Question

question 3
becky tells her friend about the rule of 72 and her friend immediately tries it out with her own example. becky doesnt see all of her friends math but does see $f(4) = 18$ written on her friends paper.
a. what do you know about the friends investment based on this?
b. is the friends math correct based on the rule of 72?

Explanation:

Step1: Recall Rule of 72 formula

The Rule of 72 formula is $\text{Time to double} = \frac{72}{\text{Annual interest rate (in \%)}}$

Step2: Interpret f(4)=18 for part a

Here, $f(4)=18$ means if the time (in years) is 4, the interest rate is 18%, or vice versa. Using the Rule of 72:
If time = 4 years: $\text{Interest rate} = \frac{72}{4} = 18\%$. This means the investment with an 18% annual interest rate will double in 4 years, or an investment with a 4% rate will double in 18 years.

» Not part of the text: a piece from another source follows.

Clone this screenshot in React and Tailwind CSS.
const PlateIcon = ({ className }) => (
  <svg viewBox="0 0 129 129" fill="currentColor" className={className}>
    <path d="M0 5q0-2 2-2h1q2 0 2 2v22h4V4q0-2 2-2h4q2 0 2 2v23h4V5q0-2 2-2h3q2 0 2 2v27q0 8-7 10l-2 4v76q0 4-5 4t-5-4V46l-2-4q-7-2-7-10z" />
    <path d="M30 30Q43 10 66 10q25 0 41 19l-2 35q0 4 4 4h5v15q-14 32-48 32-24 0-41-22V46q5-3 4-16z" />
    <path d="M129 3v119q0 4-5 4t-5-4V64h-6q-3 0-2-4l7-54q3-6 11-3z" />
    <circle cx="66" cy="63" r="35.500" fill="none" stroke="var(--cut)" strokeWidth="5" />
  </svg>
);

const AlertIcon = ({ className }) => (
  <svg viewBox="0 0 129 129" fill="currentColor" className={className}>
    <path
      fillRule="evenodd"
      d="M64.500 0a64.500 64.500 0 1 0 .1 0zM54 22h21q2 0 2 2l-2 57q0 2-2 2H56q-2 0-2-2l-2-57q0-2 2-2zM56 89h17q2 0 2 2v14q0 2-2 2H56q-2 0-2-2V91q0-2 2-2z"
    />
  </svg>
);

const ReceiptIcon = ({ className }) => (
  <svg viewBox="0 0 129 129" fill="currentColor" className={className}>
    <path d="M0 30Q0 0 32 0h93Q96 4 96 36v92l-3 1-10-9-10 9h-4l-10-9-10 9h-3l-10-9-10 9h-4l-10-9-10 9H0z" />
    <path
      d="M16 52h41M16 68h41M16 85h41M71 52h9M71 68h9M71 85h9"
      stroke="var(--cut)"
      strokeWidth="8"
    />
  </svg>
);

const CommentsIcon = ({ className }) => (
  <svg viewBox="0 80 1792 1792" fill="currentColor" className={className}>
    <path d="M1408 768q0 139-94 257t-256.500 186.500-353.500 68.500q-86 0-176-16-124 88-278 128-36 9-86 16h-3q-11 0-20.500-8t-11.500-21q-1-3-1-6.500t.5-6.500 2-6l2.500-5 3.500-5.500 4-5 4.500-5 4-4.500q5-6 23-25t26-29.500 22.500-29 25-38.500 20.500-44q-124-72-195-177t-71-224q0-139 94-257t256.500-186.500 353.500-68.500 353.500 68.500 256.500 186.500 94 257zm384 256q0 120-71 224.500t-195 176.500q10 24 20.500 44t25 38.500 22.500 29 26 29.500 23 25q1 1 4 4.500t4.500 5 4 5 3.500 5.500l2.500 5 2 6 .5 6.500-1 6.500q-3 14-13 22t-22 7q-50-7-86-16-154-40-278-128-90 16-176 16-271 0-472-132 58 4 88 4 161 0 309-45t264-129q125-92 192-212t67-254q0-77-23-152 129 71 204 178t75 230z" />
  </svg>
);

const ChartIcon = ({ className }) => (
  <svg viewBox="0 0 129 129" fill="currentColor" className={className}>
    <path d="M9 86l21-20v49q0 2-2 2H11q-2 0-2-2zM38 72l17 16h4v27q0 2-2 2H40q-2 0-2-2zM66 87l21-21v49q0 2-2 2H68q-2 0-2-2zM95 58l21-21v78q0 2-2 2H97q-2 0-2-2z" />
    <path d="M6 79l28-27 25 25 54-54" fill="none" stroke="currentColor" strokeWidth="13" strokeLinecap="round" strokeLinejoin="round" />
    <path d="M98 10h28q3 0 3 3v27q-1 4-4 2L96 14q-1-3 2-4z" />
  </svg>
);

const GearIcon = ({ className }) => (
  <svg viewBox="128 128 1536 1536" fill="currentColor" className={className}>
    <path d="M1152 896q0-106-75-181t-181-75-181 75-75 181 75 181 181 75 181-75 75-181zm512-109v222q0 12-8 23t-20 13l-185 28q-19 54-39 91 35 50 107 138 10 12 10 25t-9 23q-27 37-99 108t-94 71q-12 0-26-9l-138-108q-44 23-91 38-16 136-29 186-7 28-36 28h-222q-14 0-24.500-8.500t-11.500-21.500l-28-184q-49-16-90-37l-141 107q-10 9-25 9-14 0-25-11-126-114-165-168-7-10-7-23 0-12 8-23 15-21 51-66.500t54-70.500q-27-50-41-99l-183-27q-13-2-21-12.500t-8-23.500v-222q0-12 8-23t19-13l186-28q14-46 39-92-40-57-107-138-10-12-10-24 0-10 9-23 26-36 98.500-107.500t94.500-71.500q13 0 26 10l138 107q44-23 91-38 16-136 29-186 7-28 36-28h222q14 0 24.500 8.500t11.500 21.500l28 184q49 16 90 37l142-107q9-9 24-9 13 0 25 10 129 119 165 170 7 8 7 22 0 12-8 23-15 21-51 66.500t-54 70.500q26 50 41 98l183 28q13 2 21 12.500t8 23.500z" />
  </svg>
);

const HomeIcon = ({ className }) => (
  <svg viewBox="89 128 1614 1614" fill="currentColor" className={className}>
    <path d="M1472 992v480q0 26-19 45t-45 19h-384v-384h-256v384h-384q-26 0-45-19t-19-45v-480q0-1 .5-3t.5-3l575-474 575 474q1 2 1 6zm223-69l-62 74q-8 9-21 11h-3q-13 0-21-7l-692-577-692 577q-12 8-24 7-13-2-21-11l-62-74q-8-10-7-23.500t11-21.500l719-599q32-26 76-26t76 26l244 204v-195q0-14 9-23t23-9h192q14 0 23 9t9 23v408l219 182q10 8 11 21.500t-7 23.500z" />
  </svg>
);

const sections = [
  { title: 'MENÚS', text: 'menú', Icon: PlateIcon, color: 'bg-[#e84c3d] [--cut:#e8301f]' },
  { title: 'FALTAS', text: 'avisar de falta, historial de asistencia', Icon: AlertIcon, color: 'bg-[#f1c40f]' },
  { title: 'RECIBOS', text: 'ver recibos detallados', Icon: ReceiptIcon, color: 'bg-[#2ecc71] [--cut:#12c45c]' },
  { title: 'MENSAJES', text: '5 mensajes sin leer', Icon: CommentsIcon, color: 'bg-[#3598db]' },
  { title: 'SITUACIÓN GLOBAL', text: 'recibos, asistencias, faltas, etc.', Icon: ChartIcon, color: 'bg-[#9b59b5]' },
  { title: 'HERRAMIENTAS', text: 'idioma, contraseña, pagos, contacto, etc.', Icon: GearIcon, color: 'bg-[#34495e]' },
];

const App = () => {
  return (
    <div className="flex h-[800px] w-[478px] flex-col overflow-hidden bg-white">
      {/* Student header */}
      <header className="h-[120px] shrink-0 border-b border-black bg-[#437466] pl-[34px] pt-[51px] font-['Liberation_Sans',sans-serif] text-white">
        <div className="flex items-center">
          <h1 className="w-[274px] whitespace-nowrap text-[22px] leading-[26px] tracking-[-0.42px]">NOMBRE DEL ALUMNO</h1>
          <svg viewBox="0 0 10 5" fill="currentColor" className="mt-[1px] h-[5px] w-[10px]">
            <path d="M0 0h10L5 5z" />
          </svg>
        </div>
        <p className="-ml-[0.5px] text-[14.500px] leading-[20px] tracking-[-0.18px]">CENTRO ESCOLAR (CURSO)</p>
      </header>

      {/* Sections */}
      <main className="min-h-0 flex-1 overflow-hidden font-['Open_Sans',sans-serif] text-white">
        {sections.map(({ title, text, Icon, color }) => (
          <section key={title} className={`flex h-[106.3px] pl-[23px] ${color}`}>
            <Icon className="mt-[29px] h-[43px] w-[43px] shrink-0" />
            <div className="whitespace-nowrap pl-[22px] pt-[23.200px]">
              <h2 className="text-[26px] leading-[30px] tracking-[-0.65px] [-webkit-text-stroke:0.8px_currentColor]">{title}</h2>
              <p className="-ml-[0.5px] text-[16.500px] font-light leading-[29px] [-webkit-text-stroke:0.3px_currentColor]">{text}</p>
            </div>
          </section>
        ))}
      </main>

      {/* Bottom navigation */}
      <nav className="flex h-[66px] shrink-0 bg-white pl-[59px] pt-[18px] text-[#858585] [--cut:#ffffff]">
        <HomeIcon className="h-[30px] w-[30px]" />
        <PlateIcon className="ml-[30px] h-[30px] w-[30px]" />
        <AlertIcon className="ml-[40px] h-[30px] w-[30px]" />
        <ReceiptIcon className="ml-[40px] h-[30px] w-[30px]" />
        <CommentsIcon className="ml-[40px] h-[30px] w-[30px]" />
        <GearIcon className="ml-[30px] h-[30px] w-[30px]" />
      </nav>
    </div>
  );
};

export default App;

Step3: Verify the math for part b

Check the two cases:
Case 1: Rate = 18%, Time to double should be $\frac{72}{18} = 4$ years.
Case 2: Rate = 4%, Time to double should be $\frac{72}{4} = 18$ years.
Both match $f(4)=18$.

Answer:

a. We know either:

• The investment has an 18% annual interest rate, and it will take 4 years for the investment to double in value.
• OR the investment has a 4% annual interest rate, and it will take 18 years for the investment to double in value.

b. Yes, the friend's math is correct based on the Rule of 72.